Not Straight from Germany: Sexual Publics and Sexual Citizenship since Magnus Hirschfeld continues the creative critical dialogue. The book approaches Hirschfeld’s work from both historical and contemporary perspectives, including critical chapters and visual essays that address Hirschfeld’s own work and the artwork it inspired. Its aim is ambitious: to reveal the complex genealogies of twenty-first-century discussions about sexuality, specifically, the roots of these debates in intersecting histories of sexuality, sexology, and modern Western publics. Framed by a succinct introduction by Annette Timm and a concluding photo essay by Elizabeth Heineman on the influence of Hirschfeld’s institute in West German erotica, contributors explore the “visual rhetoric of sexual identities” (part 1) and key points of connection between Hirschfeld’s work and the twenty-first-century artists who engaged with it (part 2). Part 2 is further divided into three subsections that focus on “moral panics,” the use of visual materials in scientific sex research, and “the history of sex in print.” These subsections open with captivating albeit brief introductions that reflect on issues raised by the historical materials and the artistic responses to them. The individual contributions in turn bring to life Hirschfeld’s ideas and the work of the institute (particularly the contributions of Michael Thomas Taylor, Rainer Herrn, Kathrin Peters, Kevin S. Amidon, and the coauthored contribution of Rainer Herrn and Christine Brickmann), their legacies (work by Sabine Kriebel, Pamela E. Swett, and Elizabeth Heineman), and the historical contexts for sex debates (the pieces by Gary D. Stark, Lisa M. Todd, Tobias Becker, and Jason Crouthamel and the coauthored contribution of Mara Taylor and Michael Thomas Taylor). In addition to contributors’ [End Page 168] biographies, the book also includes notes on the art and artists included in PopSex!

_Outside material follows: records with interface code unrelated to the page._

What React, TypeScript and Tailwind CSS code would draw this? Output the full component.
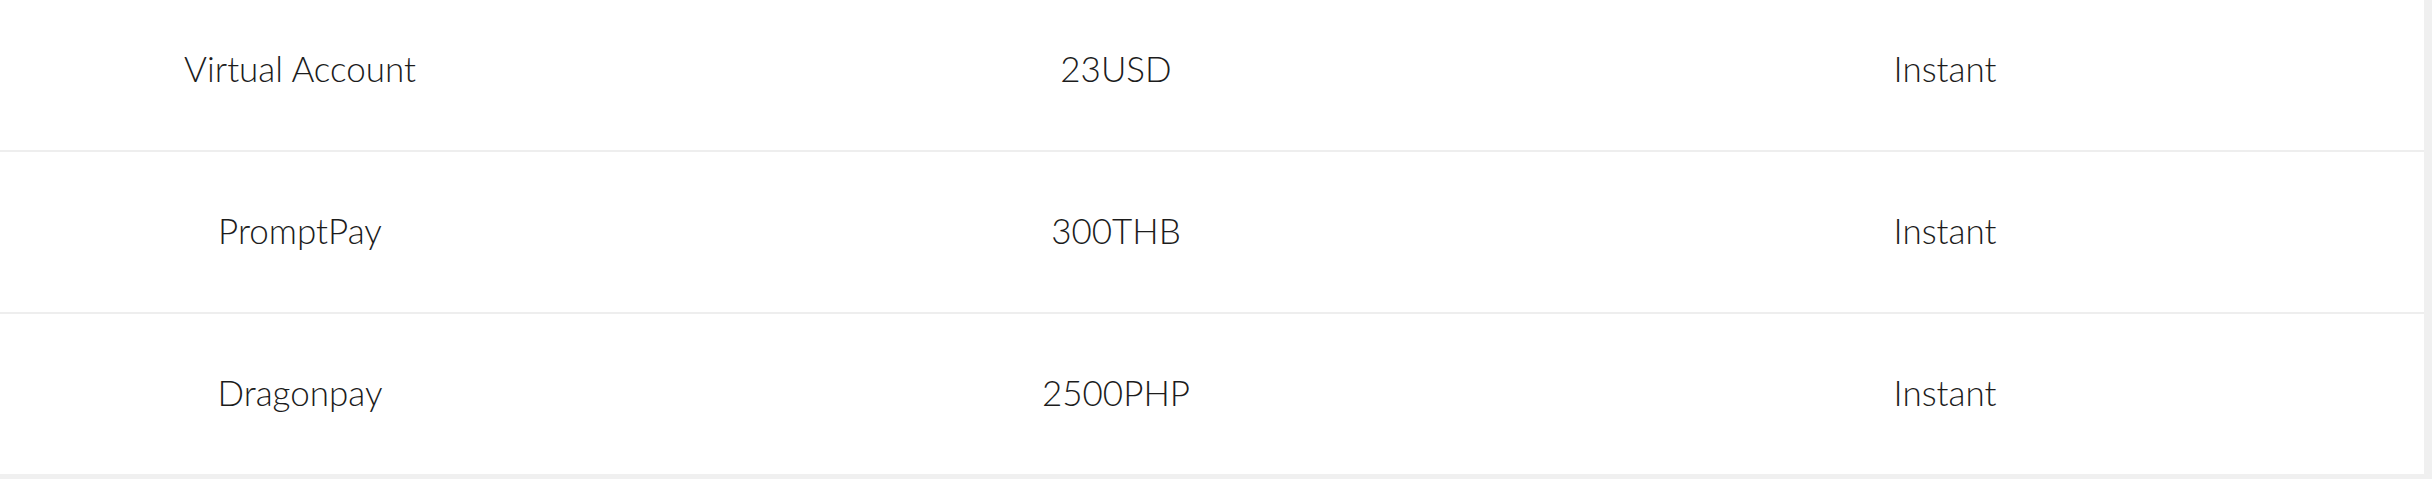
const ROWS = [
  { method: "Virtual Account", min: "23USD", time: "Instant" },
  { method: "PromptPay", min: "300THB", time: "Instant" },
  { method: "Dragonpay", min: "2500PHP", time: "Instant" },
];

export default function App() {
  return (
    <div className="h-[479px] w-[2432px] overflow-hidden bg-[#f0f0f0] font-['Lato',sans-serif] font-light text-[#1c1c1c]">
      <div className="-mt-[10px] w-[2424px] bg-white">
        {ROWS.map((r, i) => (
          <div
            key={r.method}
            className={`grid grid-cols-[600px_1032px_626px_1fr] items-center bg-white pb-[4px] text-center text-[35px] ${
              i < ROWS.length - 1 ? "h-[162px] border-b-2 border-[#eeeeee]" : "h-[160px]"
            }`}
          >
            <div>{r.method}</div>
            <div>{r.min}</div>
            <div>{r.time}</div>
            <div />
          </div>
        ))}
      </div>
    </div>
  );
}
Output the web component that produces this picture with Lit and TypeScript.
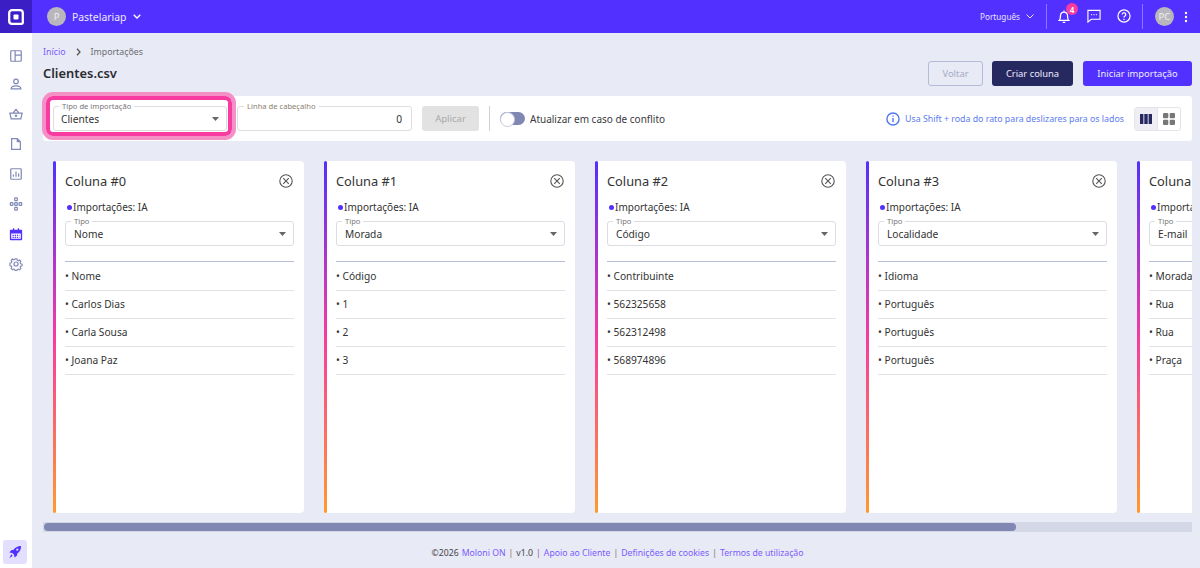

Not Straight from Germany is a treasure trove full of historical artifacts and critical insights. While the format—a mixture of visual and written essays, some of them dissected into subheadings of several kinds—can be challenging, it effectively mirrors the complexities and irregularities of the materials gathered and produced at Hirschfeld’s institute, the critical and methodological challenges that surround an archive of “sex,” and the difficult encounters it might present to those looking to the past when trying to...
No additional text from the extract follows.